WHAT IS NEEDED:
Identify the lines that contain the word "styles", then copy them.

PROVIDED DATA:

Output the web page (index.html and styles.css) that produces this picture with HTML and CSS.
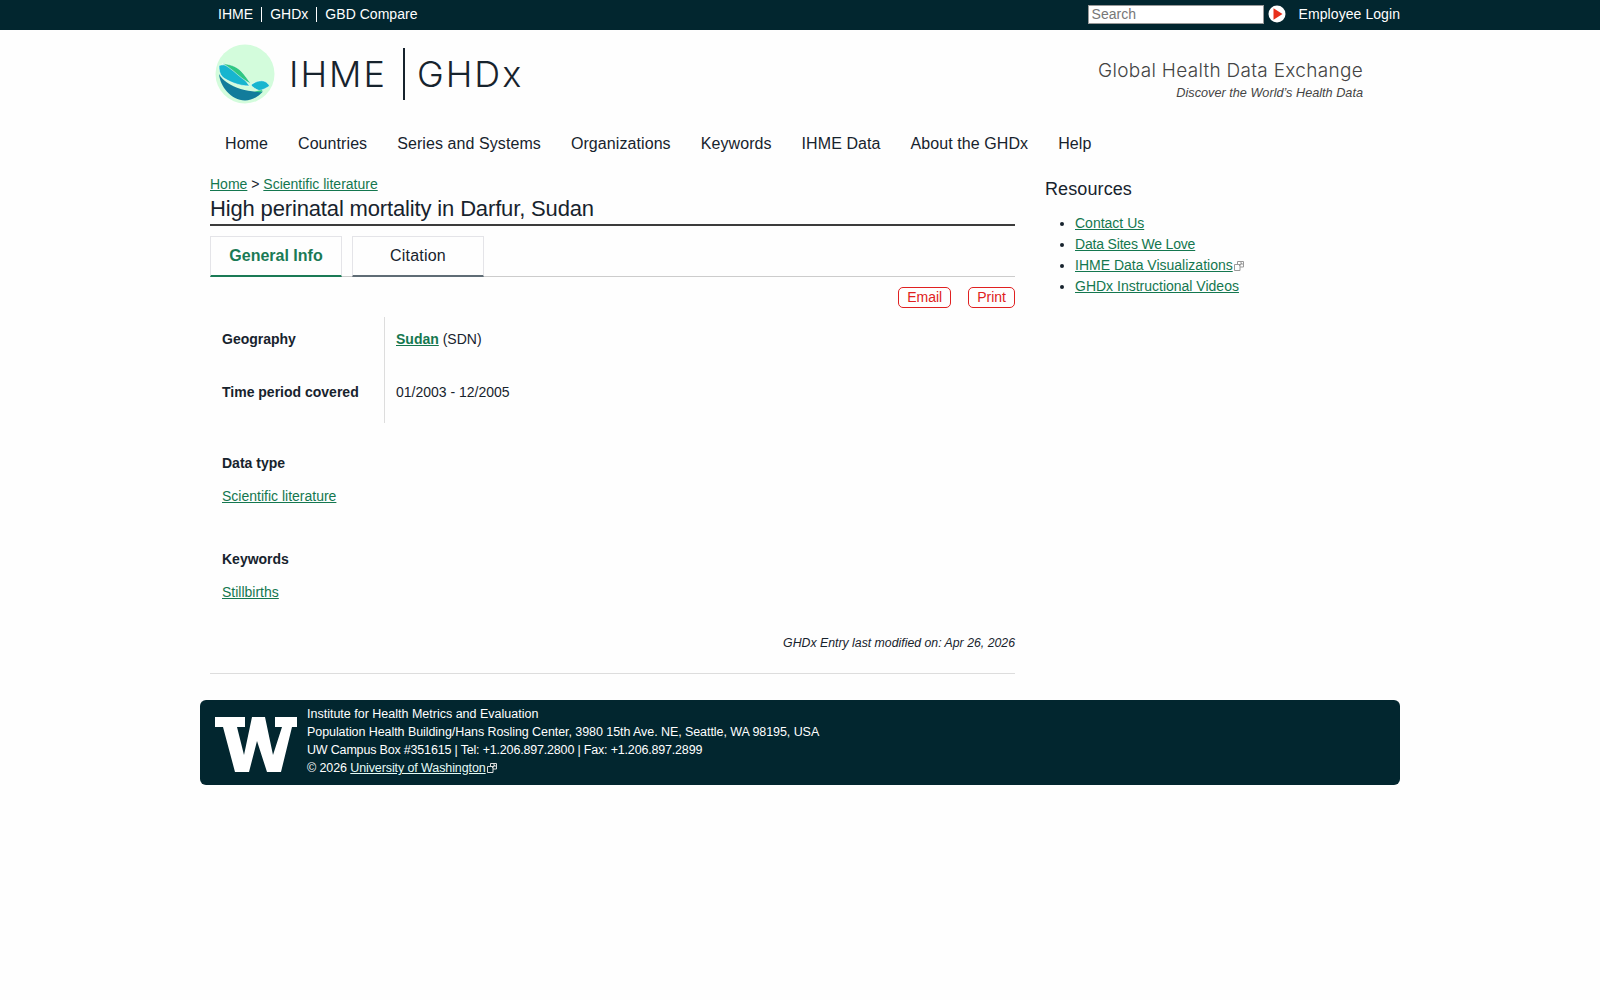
FILE: index.html
```html
<!DOCTYPE html>
<html lang="en">
<head>
<meta charset="utf-8">
<title>High perinatal mortality in Darfur, Sudan</title>
<link rel="stylesheet" href="styles.css">
</head>
<body>
<div class="topbar">
  <div class="wrap topbar-in">
    <nav class="toplinks"><a>IHME</a><a>GHDx</a><a>GBD Compare</a></nav>
    <div class="topright">
      <input class="search" placeholder="Search">
      <svg class="go" viewBox="0 0 18 18" width="18" height="18"><circle cx="9" cy="9" r="8.500" fill="#fff"/><path d="M5.500 3.200 14.500 9l-9 5.800z" fill="#e8301c"/></svg>
      <a class="login">Employee Login</a>
    </div>
  </div>
</div>
<div class="wrap">
  <header class="masthead">
    <div class="brand">
      <svg class="logo" viewBox="0 0 60 60" width="60" height="60">
        <circle cx="30" cy="30" r="29.500" fill="#d3fcdc"/>
        <path d="M4 30C5 42 16 56.500 30 56.500c7 0 13-3.500 18-9-12 1-26-2-36-9-4-3-6-5-8-8.500z" fill="#127c9b"/>
        <path d="M4 21.500c6-2 13 .5 19 5.500 4 4 7.500 10 11.500 15-11 0-22-5-27-9-3-3-3.500-7-3.500-11.500z" fill="#17b5cf" stroke="#fff" stroke-width=".5"/>
        <path d="M7 19.500c7 .5 14 2.500 19 7.500 4 4 7 9 10 13-6-3-12-8-17-12.500-4-3-8-6.500-12-8z" fill="#2fc783" stroke="#fff" stroke-width=".5"/>
        <path d="M36 41c3-3 10-5.500 14-3.500 2 1 3.500 2.500 4.500 4.500-3 2-7.500 4.500-10.500 4.500-3-1-6-3-8-5.500z" fill="#17b5cf" stroke="#fff" stroke-width=".5"/>
        <path d="M39 47.500l8.500-1.500-1.500 2.500z" fill="#2fc783"/>
      </svg>
      <span class="brand-a">IHME</span>
      <span class="brand-b">GHDx</span>
    </div>
    <div class="tagline">
      <div class="tag-main">Global Health Data Exchange</div>
      <div class="tag-sub">Discover the World’s Health Data</div>
    </div>
  </header>
  <nav class="mainnav">
    <a>Home</a><a>Countries</a><a>Series and Systems</a><a>Organizations</a><a>Keywords</a><a>IHME Data</a><a>About the GHDx</a><a>Help</a>
  </nav>
  <div class="columns">
    <main class="content">
      <div class="crumbs"><a class="lnk">Home</a> &gt; <a class="lnk">Scientific literature</a></div>
      <h1>High perinatal mortality in Darfur, Sudan</h1>
      <div class="tabs">
        <div class="tab active">General Info</div>
        <div class="tab">Citation</div>
      </div>
      <div class="actions"><a class="btn">Email</a><a class="btn">Print</a></div>
      <div class="facts">
        <div class="fact-k">Geography</div>
        <div class="fact-v"><a class="lnk strong">Sudan</a> (SDN)</div>
        <div class="fact-k">Time period covered</div>
        <div class="fact-v">01/2003 - 12/2005</div>
      </div>
      <section class="block first">
        <h4>Data type</h4>
        <p><a class="lnk">Scientific literature</a></p>
      </section>
      <section class="block">
        <h4>Keywords</h4>
        <p><a class="lnk">Stillbirths</a></p>
      </section>
      <div class="modified">GHDx Entry last modified on: Apr 26, 2026</div>
    </main>
    <aside class="side">
      <h3>Resources</h3>
      <ul>
        <li><a class="lnk">Contact Us</a></li>
        <li><a class="lnk tight">Data Sites We Love</a></li>
        <li><a class="lnk">IHME Data Visualizations</a><svg class="ext" viewBox="0 0 10 10" width="10" height="10"><path d="M.5 3.500h5.500v6H.5zM3.500 3.500V.5h6v5.500H6M5 5l3-3M6 2h2v2" fill="none" stroke="#999" stroke-width="1"/></svg></li>
        <li><a class="lnk">GHDx Instructional Videos</a></li>
      </ul>
    </aside>
  </div>
  <footer class="foot">
    <svg class="uw" viewBox="0 0 82 55" width="82" height="55"><path d="M0 0H30V10H22L29 38 37 0H50L58 38 67 10H60V0H82V10H77L66 55H52L42 24 34 55H20L8 10H0Z" fill="#fff"/></svg>
    <div class="foot-text">
      <div>Institute for Health Metrics and Evaluation</div>
      <div class="l2">Population Health Building/Hans Rosling Center, 3980 15th Ave. NE, Seattle, WA 98195, USA</div>
      <div class="l3">UW Campus Box #351615 | Tel: +1.206.897.2800 | Fax: +1.206.897.2899</div>
      <div class="l4">© 2026 <a class="foot-lnk">University of Washington</a><svg class="ext" viewBox="0 0 10 10" width="10" height="10"><path d="M.5 3.500h5.500v6H.5zM3.500 3.500V.5h6v5.500H6M5 5l3-3M6 2h2v2" fill="none" stroke="#ddd" stroke-width="1"/></svg></div>
    </div>
  </footer>
</div>
</body>
</html>
```
FILE: styles.css
```css
* { box-sizing: border-box; }
html, body { margin: 0; padding: 0; }
body { background: #fefefe; color: #17232d; font-family: "Liberation Sans", Arial, sans-serif; font-size: 14px; }
.wrap { width: 1200px; margin: 0 0 0 200px; }
.topbar { background: #02262f; height: 30px; color: #fff; }
.topbar-in { display: flex; justify-content: space-between; align-items: center; height: 30px; padding-bottom: 2px; }
.toplinks { display: flex; padding-left: 18px; }
.toplinks a { padding: 0 8px; line-height: 15px; border-left: 1px solid #fff; letter-spacing: .03px; }
.toplinks a:first-child { padding-left: 0; border-left: 0; }
.topright { display: flex; align-items: center; }
.search { width: 176px; height: 19px; border: 1px solid #999; background: #fff; padding: 0 3px; font: 14px "Liberation Sans", Arial, sans-serif; border-radius: 0; }
.search::placeholder { color: #777; opacity: 1; }
.go { margin-left: 4px; margin-right: 13px; display: block; }
.login { white-space: nowrap; letter-spacing: .07px; }
.masthead { height: 90px; display: flex; justify-content: space-between; align-items: flex-start; padding: 14px 37px 0 15px; }
.brand { display: flex; align-items: center; height: 60px; }
.logo { display: block; }
.brand-a, .brand-b { font-family: "Inter", sans-serif; font-weight: 300; font-size: 36px; line-height: 52px; letter-spacing: 2px; }
.brand-a { margin-left: 14px; padding-right: 16px; border-right: 2px solid #17232d; }
.brand-b { margin-left: 12px; }
.tagline { text-align: right; padding-top: 15px; }
.tag-main { font-family: "Inter", sans-serif; font-weight: 300; font-size: 19px; line-height: 24px; letter-spacing: .3px; color: #444; }
.tag-sub { font-style: italic; font-size: 12.700px; line-height: 20px; color: #444; }
.mainnav { display: flex; height: 50px; padding: 10px 0 0 10px; font-size: 16px; line-height: 28px; letter-spacing: .08px; }
.mainnav a { padding: 0 15px; }
.columns { display: flex; padding-left: 10px; }
.content { width: 805px; border-bottom: 1px solid #ddd; height: 504px; }
.lnk { color: #14774f; text-decoration: underline; }
.strong { font-weight: 700; }
.tight { letter-spacing: -.18px; }
.crumbs { line-height: 20px; margin-top: 4px; }
h1 { margin: 0; font-weight: 400; font-size: 22px; line-height: 30px; letter-spacing: -.15px; border-bottom: 2px solid #3c3c3c; }
.tabs { display: flex; gap: 10px; margin-top: 10px; height: 41px; border-bottom: 1px solid #ccc; }
.tab { width: 132px; height: 41px; border: 1px solid #e4e4e8; border-bottom: 2px solid #5f6c75; text-align: center; font-size: 16px; line-height: 37px; letter-spacing: .2px; }
.tab.active { color: #1a7a55; font-weight: 700; letter-spacing: 0; border-bottom-color: #1a7a55; }
.actions { display: flex; justify-content: flex-end; gap: 17px; margin-top: 10px; height: 21px; }
.btn { border: 1px solid #e02020; border-radius: 5px; color: #e02020; padding: 0 8px; line-height: 19px; }
.facts { display: grid; grid-template-columns: 175px 1fr; grid-auto-rows: 53px; margin-top: 9px; height: 106px; }
.fact-k { font-weight: 700; padding: 13px 0 0 12px; line-height: 18px; border-right: 1px solid #ddd; }
.fact-v { padding: 13px 0 0 11px; line-height: 18px; }
.block { padding-left: 12px; height: 96px; }
.block.first { margin-top: 31px; }
h4 { margin: 0; font-size: 14px; line-height: 18px; }
.block p { margin: 15px 0 0; line-height: 18px; }
.modified { text-align: right; font-style: italic; font-size: 12.300px; line-height: 18px; margin-top: -12px; }
.side { margin-left: 30px; }
h3 { margin: 6px 0 0; font-weight: 400; font-size: 18px; line-height: 26px; letter-spacing: .1px; }
.side ul { margin: 11px 0 0; padding-left: 30px; }
.side li { line-height: 21px; }
.ext { margin-left: 1px; vertical-align: -1px; }
.foot { margin-top: 26px; height: 85px; background: #02262f; border-radius: 6px; display: flex; color: #fff; font-size: 12.500px; line-height: 18px; padding: 5px 0 0 15px; }
.uw { margin: 12px 10px 0 0; display: block; }
.l2 { letter-spacing: -.07px; }
.l3 { letter-spacing: -.18px; }
.l4 { letter-spacing: -.1px; }
.foot-lnk { text-decoration: underline; color: #e4fbf6; }
```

OUTPUT OF THE TASK:
Output the web page (index.html and styles.css) that produces this picture with HTML and CSS.
<link rel="stylesheet" href="styles.css">
FILE: styles.css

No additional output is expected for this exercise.